One approach is to use two regexes, one to capture tags with their attributes and another to extract the name and value of each attribute. Attribute values might be quoted using single or double quotes (in which case they may contain whitespace and the quotes that are not used to enclose them), or they may be unquoted (in which case they cannot contain whitespace or quotes). It is probably easiest to start by creating a regex to handle quoted and unquoted values separately, and then merging the two regexes into a single regex to cover both cases. It is best to use named groups to make the regex more readable. This is not easy, especially since backreferences cannot be used inside character classes.

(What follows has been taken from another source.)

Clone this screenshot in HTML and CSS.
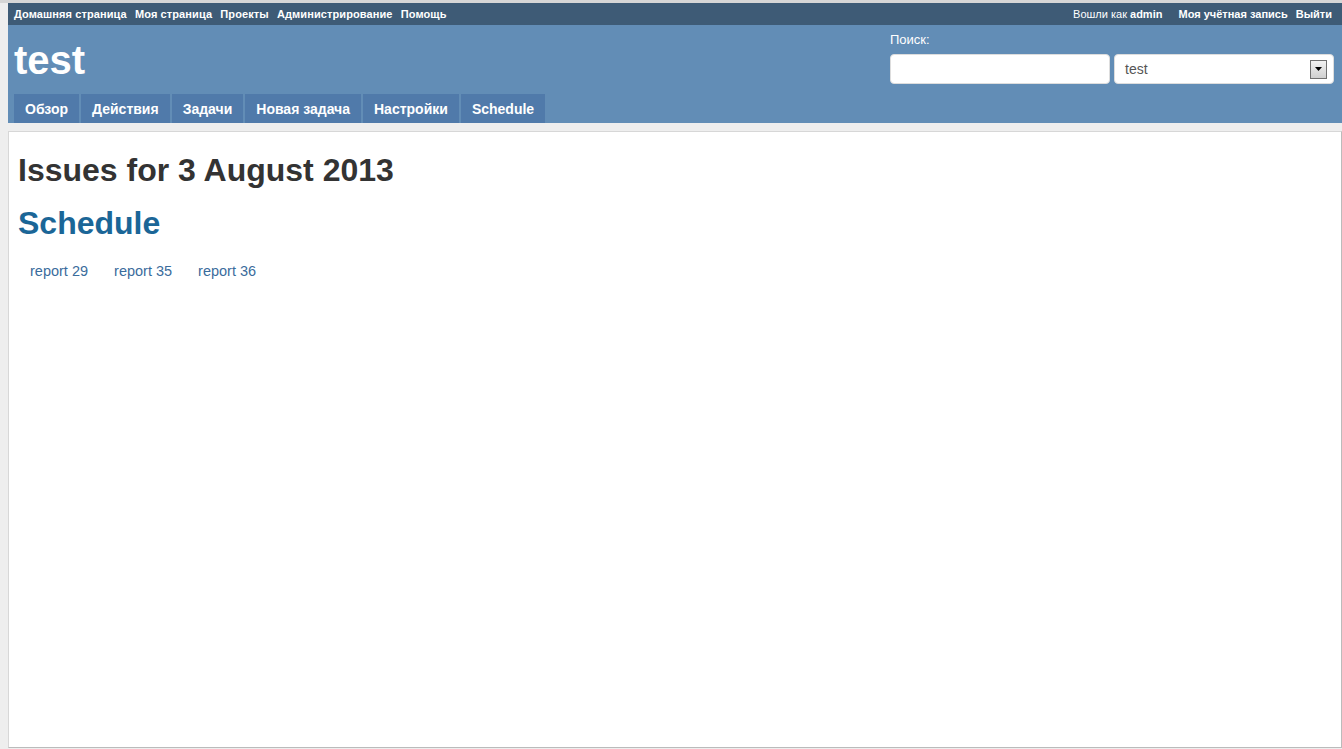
FILE: index.html
```html
<!DOCTYPE html>
<html>
<head>
    <title>Schedule - test</title>
    <link rel="stylesheet" href="styles.css">
</head>
<body>
    <div class="wrapper">
        <div class="top-menu">
            <div class="top-left">
                <a href="#">Домашняя страница</a>
                <a href="#">Моя страница</a>
                <a href="#">Проекты</a>
                <a href="#">Администрирование</a>
                <a href="#">Помощь</a>
            </div>
            <div class="top-right">
                <span class="logged">Вошли как <b>admin</b></span>
                <a href="#">Моя учётная запись</a>
                <a href="#">Выйти</a>
            </div>
        </div>

        <div class="header">
            <div class="header-row">
                <h1>test</h1>
                <div class="quick-search">
                    <label>Поиск:</label>
                    <div class="search-fields">
                        <input type="text" class="search-input">
                        <div class="project-select">
                            <span>test</span>
                            <span class="select-arrow">
                                <svg width="7" height="4" viewBox="0 0 7 4"><path d="M0 0h7L3.5 4z" fill="#000"/></svg>
                            </span>
                        </div>
                    </div>
                </div>
            </div>
            <div class="main-menu">
                <a href="#">Обзор</a>
                <a href="#">Действия</a>
                <a href="#">Задачи</a>
                <a href="#">Новая задача</a>
                <a href="#">Настройки</a>
                <a href="#">Schedule</a>
            </div>
        </div>

        <div class="content">
            <h2>Issues for 3 August 2013</h2>
            <h3>Schedule</h3>
            <div class="reports">
                <a href="#">report 29</a>
                <a href="#">report 35</a>
                <a href="#">report 36</a>
            </div>
        </div>
    </div>
</body>
</html>
```

FILE: styles.css
```css
html, body {
    height: 100%;
}

body {
    margin: 0;
    padding: 0;
    background-color: #eeeeee;
    font-family: "Liberation Sans", Arial, sans-serif;
    font-size: 12px;
    border-top: 3px solid #d6d6d6;
    box-sizing: border-box;
}

.wrapper {
    margin-left: 8px;
    height: 100%;
    display: flex;
    flex-direction: column;
}

a {
    text-decoration: none;
}

.top-menu {
    background-color: #3e5b76;
    color: #fff;
    height: 22px;
    display: flex;
    justify-content: space-between;
    align-items: center;
    font-size: 11px;
    font-weight: bold;
    padding: 0 10px 0 6px;
}

.top-left {
    letter-spacing: 0.1px;
}

.top-menu a {
    color: #fff;
    margin-right: 5px;
}

.top-right a {
    margin-right: 0;
    margin-left: 5px;
}

.top-right .logged {
    font-weight: normal;
    margin-right: 8px;
}

.top-right .logged b {
    font-weight: bold;
}

.header {
    background-color: #628db6;
    color: #fff;
    height: 98px;
    display: flex;
    flex-direction: column;
    justify-content: space-between;
}

.header-row {
    display: flex;
    justify-content: space-between;
    padding: 0 8px 0 6px;
}

.header h1 {
    margin: 14px 0 0 0;
    font-size: 40px;
    font-weight: bold;
    line-height: 42px;
}

.quick-search {
    margin-top: 7px;
}

.quick-search label {
    display: block;
    font-size: 13px;
    height: 15px;
    margin-bottom: 7px;
}

.search-fields {
    display: flex;
    gap: 4px;
}

.search-input {
    width: 220px;
    height: 30px;
    box-sizing: border-box;
    border: 1px solid #dddddd;
    border-radius: 4px;
    background: #fff;
    padding: 0 6px;
}

.project-select {
    width: 220px;
    height: 30px;
    box-sizing: border-box;
    border: 1px solid #dddddd;
    border-radius: 4px;
    background: #fff;
    color: #555;
    font-size: 14px;
    display: flex;
    align-items: center;
    justify-content: space-between;
    padding: 0 6px 0 10px;
}

.select-arrow {
    width: 15px;
    height: 17px;
    border: 1px solid #707070;
    background: linear-gradient(#f2f2f2, #cfcfcf);
    display: flex;
    align-items: center;
    justify-content: center;
}

.main-menu {
    display: flex;
    gap: 2px;
    padding-left: 6px;
}

.main-menu a {
    background-color: #507aaa;
    color: #fff;
    font-size: 14px;
    font-weight: bold;
    height: 29px;
    line-height: 31px;
    padding: 0 11px 0 11px;
    box-sizing: border-box;
}

.content {
    flex: 1;
    margin-top: 8px;
    margin-bottom: 1px;
    background-color: #fff;
    border: 1px solid #d7d7d7;
    border-bottom-color: #bbbbbb;
    border-right-color: #bbbbbb;
    padding: 0 9px;
}

.content h2 {
    color: #333;
    font-size: 32px;
    font-weight: bold;
    margin: 20px 0 0 0;
    line-height: 36px;
}

.content h3 {
    color: #1b6697;
    font-size: 32px;
    font-weight: bold;
    margin: 17px 0 0 0;
    line-height: 36px;
}

.reports {
    display: flex;
    gap: 26px;
    padding-left: 12px;
    margin-top: 22px;
}

.reports a {
    color: #3a6c9c;
    font-size: 14.5px;
}
```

A solution is provided in extract_tags.py, which is less than 35 lines long. The tag and attributes regex is just one line. The attribute name–value regex is half a dozen lines and uses alternation, conditional matching (twice, with one nested inside the other), and both greedy and nongreedy quantifiers.

Footnotes

1. A good book on regular expressions is Mastering Regular Expressions by Jeffrey E. F. Friedl, ISBN 0596528124. It does not explicitly cover Python, but Python’s re module offers very similar functionality to the Perl regular expression engine that the book covers in depth.

2. Note that backreferences cannot be used inside character classes, that is, inside [].

3. The letters used for the flags are the same as the ones used by Perl’s regex engine, which is why s is used for re.DOTALL and x is used for re.VERBOSE.